Il paziente manda un messaggio o telefona. Il dottore gli manda un prestampato su whatsapp o per mail dove gli spiega cos’è la telemedicina. Poi si deve compilare un questionario dove si chiedono i dati anagrafici e i dati sanitari. Si prepara quindi una cartella clinica del paziente dove verranno anche segnate tutte le chiamate ricevute e gli aggiornamenti.
“Oggi mi trovo migliaia di pazienti in ogni regione d’Italia che sono diventati poi migliaia di amici. Tanto è vero che di Covid 19 sono guariti tutti, non è morto nessuno, neanche quelli che avevano saturazione sotto il 60%, situazione in cui sarebbero stati sicuramente stati intubati e mandati in sala di rianimazione, i miei pazienti sono guariti a casa, senza intasare gli ospedali; con ciò faccio ugualmente i complimenti ai miei colleghi ospedalieri che hanno sicuramente fatto del loro meglio. Ho avuto persino persone ultracentenarie che hanno preso il Covid, pazienti con patologie molto gravi come cardiopatie, broncopatie o tumori che sono guariti a casa. Questa per me è la massima gratificazione. Secondo me non si doveva parlare di Pandemia fin dall’inizio ma semplicemente di endemia. E qui erano d’accordo con me lo stesso Luc Montagner, Massimo Citro, Barbara Balanzoni, Silvana de Mari, il professor Di Bella e tanti altri medici che sono stati radiati o sospesi. Lo stesso ministero aveva ordinato ai medici di base di evitare di curare le persone, di visitarli e dargli soltanto paracetamolo ed aspettare. Qui io mi chiedo: aspettare cosa? Attuare una terapia nei primi 5 giorni era fondamentale per la guarigione, ma queste cure erano indispensabili e tempestive anche prima del 2020, perché una polmonite lasciata a sé stessa non può guarire da sola. Comunque, per quello che penso io da medico con quasi 40 anni di esperienza, il Covid di adesso è solo una banale influenza e non è paragonabile a quello del 2020-2021.
Da due anni circa adesso sto curando persone con probabili danni da vaccino, comunicando all’AIFA i dati delle possibili reazioni avverse che riscontro nei miei pazienti. Ho riscontrato così un aumento di malattie autoimmuni, tumori, cardiopatie, miopatie, trombosi, leucemie, pericarditi e miocarditi devastanti soprattutto nei giovani.”
Concludiamo così la nostra intervista dopo che molto attentamente ho ascoltato tutto quello che mi ha detto ed ho preso appunti, perché ogni cosa era importante da scrivere.

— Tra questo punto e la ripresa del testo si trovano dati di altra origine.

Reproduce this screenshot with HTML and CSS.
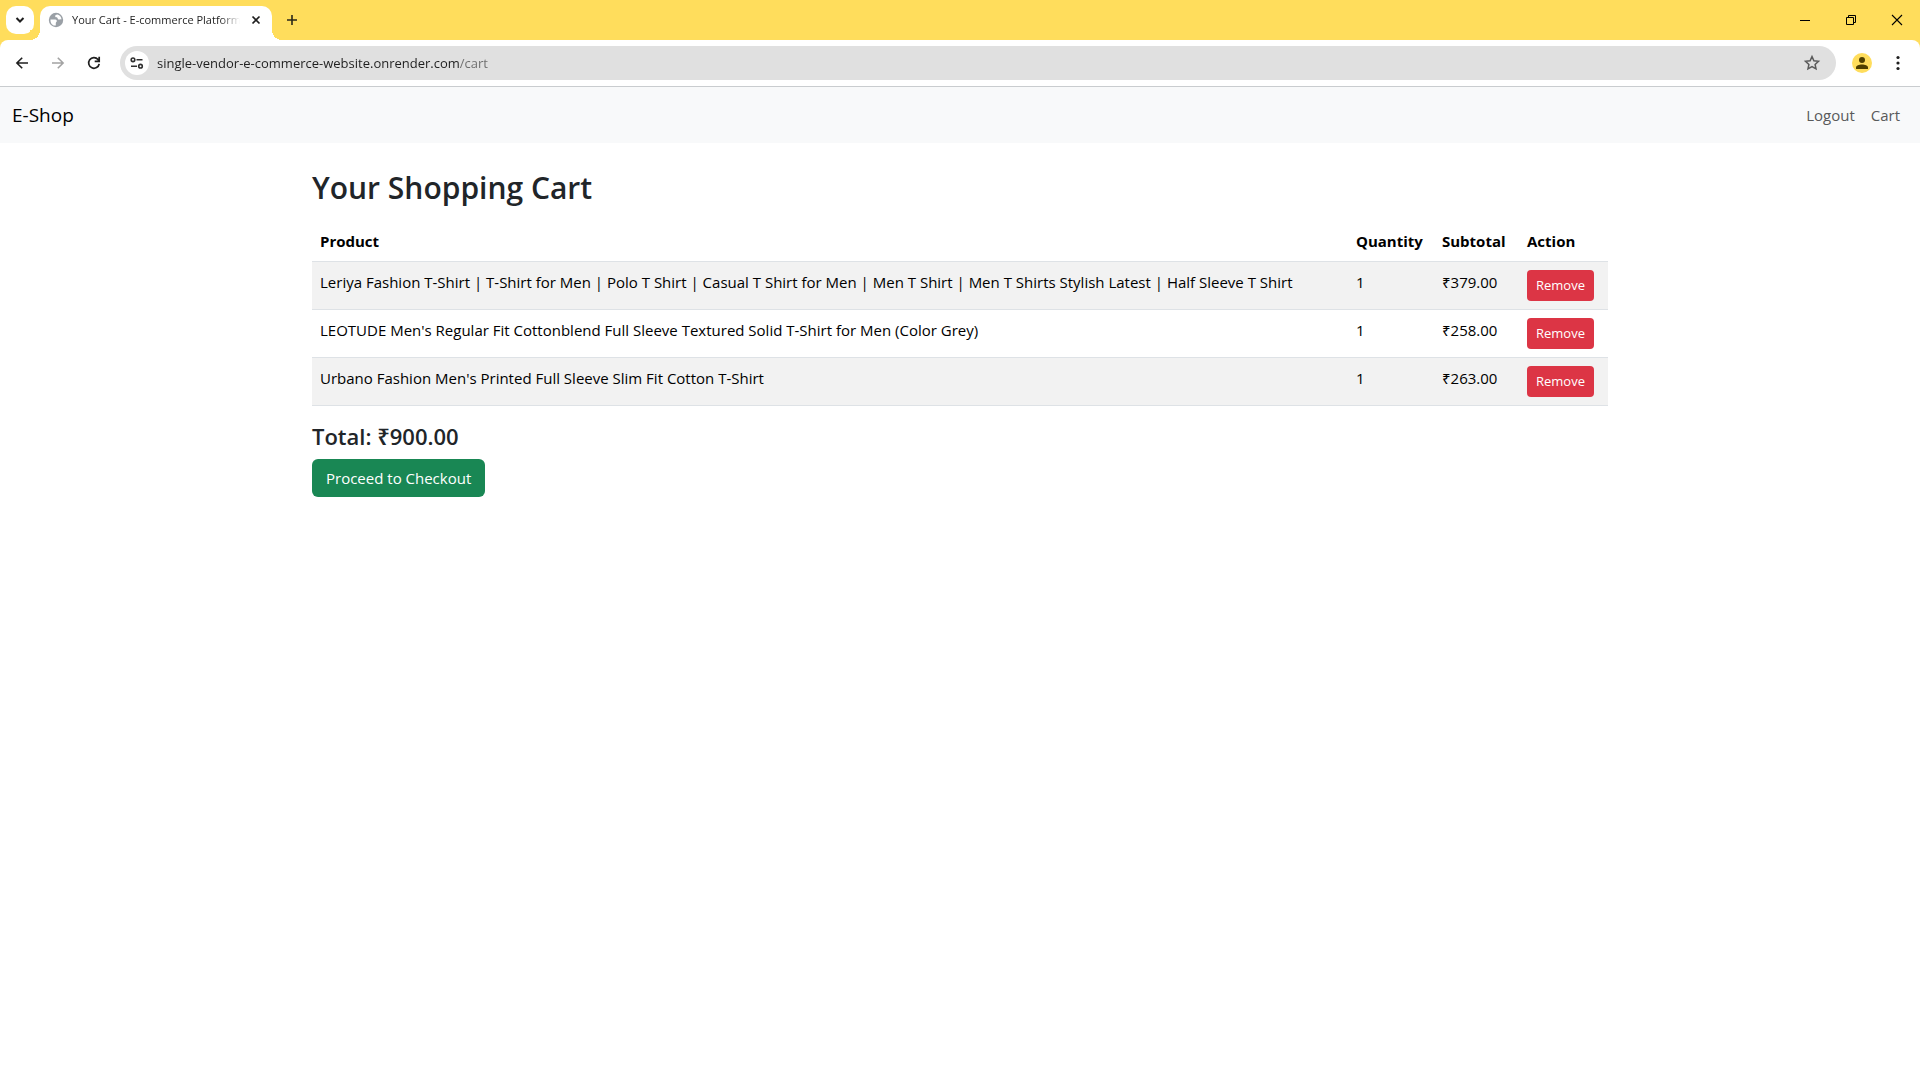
FILE: index.html
```html
<!DOCTYPE html>
<html lang="en">
<head>
  <meta charset="utf-8">
  <meta name="viewport" content="width=device-width, initial-scale=1">
  <title>Your Cart - E-commerce Platform</title>
  <link rel="stylesheet" href="styles.css">
</head>
<body>
  <header class="browser">
    <div class="tab-strip">
      <button class="tab-search" aria-label="Search tabs">
        <svg width="28" height="28" viewBox="0 0 28 28"><path d="M10.500 12l3.500 3.500 3.500-3.500" fill="none" stroke="#1f1f1f" stroke-width="2"/></svg>
      </button>
      <div class="tab">
        <svg class="favicon" width="16" height="16" viewBox="0 0 16 16">
          <circle cx="8" cy="8" r="7.200" fill="#9aa0a6"/>
          <path d="M2.500 7.500h4.800c1.200 0 1.500.8 1.500 1.600 0 1.100-1 1-1 1.900v2.500c-3 .6-5.600-2-5.300-6zM9.500 2.500c-1.700.2-2.300.8-2.300 1.700 0 1.200 1.200.9 1.900 1.300.8.500.4 1.700 1.400 2 .9.300 1.500-.4 3-.1-.1-2.200-1.600-4.300-4-4.900z" fill="#fff"/>
        </svg>
        <span class="tab-title">Your Cart - E-commerce Platform</span>
        <button class="tab-close" aria-label="Close tab">
          <svg width="16" height="16" viewBox="0 0 16 16"><path d="M4.500 4.500l7 7M11.500 4.500l-7 7" stroke="#1f1f1f" stroke-width="1.700"/></svg>
        </button>
      </div>
      <button class="new-tab" aria-label="New tab">
        <svg width="20" height="20" viewBox="0 0 20 20"><path d="M10 5v10M5 10h10" stroke="#2b2718" stroke-width="1.600"/></svg>
      </button>
      <div class="window-controls">
        <button aria-label="Minimize"><svg width="12" height="12" viewBox="0 0 12 12"><path d="M1 6.500h10" stroke="#000"/></svg></button>
        <button aria-label="Restore"><svg width="12" height="12" viewBox="0 0 12 12"><path d="M1.500 3.500h7v7h-7zM3.500 3.500v-2h7v7h-2" fill="none" stroke="#000"/></svg></button>
        <button aria-label="Close"><svg width="12" height="12" viewBox="0 0 12 12"><path d="M1 1l10 10M11 1L1 11" stroke="#000" stroke-width="1.100"/></svg></button>
      </div>
    </div>
    <div class="toolbar">
      <div class="nav-buttons">
        <button aria-label="Back"><svg width="16" height="16" viewBox="0 0 16 16"><path d="M14 8H3M8.200 2.700L2.900 8l5.300 5.300" fill="none" stroke="#1f1f1f" stroke-width="1.600"/></svg></button>
        <button aria-label="Forward" disabled><svg width="16" height="16" viewBox="0 0 16 16"><path d="M2 8h11M7.800 2.700L13.100 8l-5.300 5.300" fill="none" stroke="#a3a3a3" stroke-width="1.600"/></svg></button>
        <button aria-label="Reload"><svg width="16" height="16" viewBox="0 0 16 16"><path d="M13.200 8.800A5.300 5.300 0 1 1 12 4.500l1 1.200M13.200 1.800v4.500H8.700" fill="none" stroke="#1f1f1f" stroke-width="1.700"/></svg></button>
      </div>
      <div class="address-bar">
        <button class="site-info" aria-label="View site information">
          <svg width="24" height="24" viewBox="0 0 24 24"><g fill="none" stroke="#303030" stroke-width="1.600"><circle cx="8" cy="8.800" r="1.800"/><path d="M11.500 8.800h6M6 15.200h6"/><circle cx="15.500" cy="15.200" r="1.800"/></g></svg>
        </button>
        <input class="url" type="text" aria-label="Address" value="single-vendor-e-commerce-website.onrender.com/cart">
        <button class="bookmark" aria-label="Bookmark this page">
          <svg width="18" height="18" viewBox="0 0 18 18"><path d="M9 2.600l1.900 4.200 4.600.5-3.400 3.100.9 4.500L9 12.600l-4 2.300.9-4.500-3.400-3.100 4.600-.5z" fill="none" stroke="#5a5a5a" stroke-width="1.500"/></svg>
        </button>
      </div>
      <button class="profile" aria-label="Profile">
        <svg width="20" height="20" viewBox="0 0 20 20"><circle cx="10" cy="10" r="10" fill="#ffdd5c"/><circle cx="10" cy="7" r="3" fill="#4f3f00"/><path d="M4 16v-1.500C4 12.500 7 11.500 10 11.500s6 1 6 3V16z" fill="#4f3f00"/></svg>
      </button>
      <button class="menu" aria-label="Menu">
        <svg width="16" height="16" viewBox="0 0 16 16" fill="#1f1f1f"><circle cx="8" cy="2.500" r="1.600"/><circle cx="8" cy="8" r="1.600"/><circle cx="8" cy="13.500" r="1.600"/></svg>
      </button>
    </div>
  </header>

  <nav class="navbar">
    <a class="brand" href="#">E-Shop</a>
    <div class="nav-links">
      <a href="#">Logout</a>
      <a href="#">Cart</a>
    </div>
  </nav>

  <main class="container">
    <h2>Your Shopping Cart</h2>
    <table class="cart">
      <colgroup>
        <col>
        <col class="col-quantity">
        <col class="col-subtotal">
        <col class="col-action">
      </colgroup>
      <thead>
        <tr><th>Product</th><th>Quantity</th><th>Subtotal</th><th>Action</th></tr>
      </thead>
      <tbody>
        <tr>
          <td>Leriya Fashion T-Shirt | T-Shirt for Men | Polo T Shirt | Casual T Shirt for Men | Men T Shirt | Men T Shirts Stylish Latest | Half Sleeve T Shirt</td>
          <td>1</td><td>₹379.00</td><td><button class="btn btn-danger">Remove</button></td>
        </tr>
        <tr>
          <td>LEOTUDE Men's Regular Fit Cottonblend Full Sleeve Textured Solid T-Shirt for Men (Color Grey)</td>
          <td>1</td><td>₹258.00</td><td><button class="btn btn-danger">Remove</button></td>
        </tr>
        <tr>
          <td>Urbano Fashion Men's Printed Full Sleeve Slim Fit Cotton T-Shirt</td>
          <td>1</td><td>₹263.00</td><td><button class="btn btn-danger">Remove</button></td>
        </tr>
      </tbody>
    </table>
    <h4>Total: ₹900.00</h4>
    <a class="btn btn-success" href="#">Proceed to Checkout</a>
  </main>
</body>
</html>
```

FILE: styles.css
```css
* {
  box-sizing: border-box;
}

body {
  margin: 0;
  background: #fff;
  color: #212529;
  font-family: "Open Sans", "Noto Sans", sans-serif;
  font-size: 15px;
  line-height: 24px;
}

button {
  padding: 0;
  border: 0;
  background: none;
  color: inherit;
  font: inherit;
}

svg {
  display: block;
}

/* Browser window */

.browser {
  background: #ffdd5c;
  border-bottom: 1px solid #c9cccf;
}

.tab-strip {
  display: flex;
  align-items: center;
  height: 40px;
  padding-left: 6px;
}

.tab-search {
  border-radius: 10px;
  background: #fff;
}

.tab {
  position: relative;
  display: flex;
  align-items: center;
  align-self: flex-end;
  width: 232px;
  height: 34px;
  margin-left: 6px;
  padding: 0 8px 6px;
  border-radius: 10px 10px 0 0;
  background: #fff;
}

/* Curved feet on both sides of the active tab */
.tab::before,
.tab::after {
  content: "";
  position: absolute;
  bottom: 0;
  width: 10px;
  height: 10px;
}

.tab::before {
  right: 100%;
  background: radial-gradient(circle at 0 0, #ffdd5c 10px, #fff 10px);
}

.tab::after {
  left: 100%;
  background: radial-gradient(circle at 100% 0, #ffdd5c 10px, #fff 10px);
}

.favicon {
  flex: none;
}

.tab-title {
  flex: 1;
  margin: 0 8px;
  overflow: hidden;
  color: #1f1f1f;
  font-size: 11px;
  white-space: nowrap;
  -webkit-mask-image: linear-gradient(to left, transparent, #000 20px);
  mask-image: linear-gradient(to left, transparent, #000 20px);
}

.new-tab {
  margin-left: 10px;
}

.window-controls {
  display: flex;
  align-self: stretch;
  margin-left: auto;
}

.window-controls button {
  display: grid;
  place-items: center;
  width: 46px;
}

.toolbar {
  display: flex;
  align-items: center;
  height: 46px;
  padding: 0 14px;
  border-radius: 8px 8px 0 0;
  background: #fff;
}

.nav-buttons {
  display: flex;
  gap: 20px;
  margin-right: 18px;
}

.address-bar {
  display: flex;
  flex: 1;
  align-items: center;
  height: 34px;
  padding: 0 15px 0 5px;
  border-radius: 17px;
  background: #e0e0e0;
}

.site-info {
  border-radius: 50%;
  background: #fff;
}

/* The path after the host name is dimmed */
.url {
  flex: 1;
  min-width: 0;
  margin: 0 8px;
  padding: 0;
  border: 0;
  outline: 0;
  background: linear-gradient(to right, #1f1f1f 302px, #6b6b6b 302px);
  -webkit-background-clip: text;
  background-clip: text;
  color: #1f1f1f;
  -webkit-text-fill-color: transparent;
  font: 13px/24px "Open Sans", "Noto Sans", sans-serif;
}

.profile {
  margin-left: 16px;
}

.menu {
  margin-left: 18px;
}

/* Shop */

.navbar {
  display: flex;
  align-items: center;
  justify-content: space-between;
  padding: 8px 12px;
  background: #f8f9fa;
}

a {
  text-decoration: none;
}

.brand {
  padding: 4px 0;
  color: #000;
  font-size: 19px;
  line-height: 32px;
}

.nav-links a {
  display: inline-block;
  padding: 8px;
  color: #595a5b;
}

.nav-links {
  display: flex;
}

.container {
  max-width: 1320px;
  margin: 26px auto 0;
  padding: 0 12px;
}

h2,
h4 {
  margin: 0;
  font-weight: 600;
}

h2 {
  margin-bottom: 14px;
  font-size: 30px;
  line-height: 38px;
}

h4 {
  margin-bottom: 8px;
  font-size: 22px;
  line-height: 29px;
}

.cart {
  width: 100%;
  margin-bottom: 16px;
  border-collapse: collapse;
  color: #000;
}

.cart th,
.cart td {
  padding: 8px;
  border-bottom: 1px solid #dee2e6;
  text-align: left;
  vertical-align: top;
}

.cart tbody tr:nth-child(odd) {
  background: #f2f2f2;
}

.col-quantity {
  width: 86px;
}

.col-subtotal {
  width: 85px;
}

.col-action {
  width: 89px;
}

.btn {
  display: inline-block;
  color: #fff;
}

.btn-danger {
  display: block;
  padding: 5px 9px;
  border-radius: 4px;
  background: #dc3545;
  font-size: 13px;
  line-height: 21px;
}

.btn-success {
  padding: 7px 14px;
  border-radius: 6px;
  background: #198754;
}
```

“Io sono un medico e quindi mi devo basare su dati scientifici. C’è stata una malattia che hanno chiamato Covid 19 che è stato creato sicuramente in laboratorio come diceva il mio amico Luc Montagner. Luc Montagner nei suoi studi aveva stabilito che alcune parti del genoma di questo virus erano un pezzo di Coronavirus, un pezzo di HIV e un pezzo del genoma del veleno di serpente. E così con questo Virus sono riusciti a testare le persone a metterle di fronte alla paura della morte perché di fronte alla morte le persone sono disposte a fare qualsiasi cosa. Io però come medico sono contento di avere intrapreso questa strada e cioè salvare più gente possibile con la mia esperienza e con le mie capacità, perché un domani quando sarò davanti al creatore potrò guardarlo in faccia e dirgli io ho fatto il mio dovere”.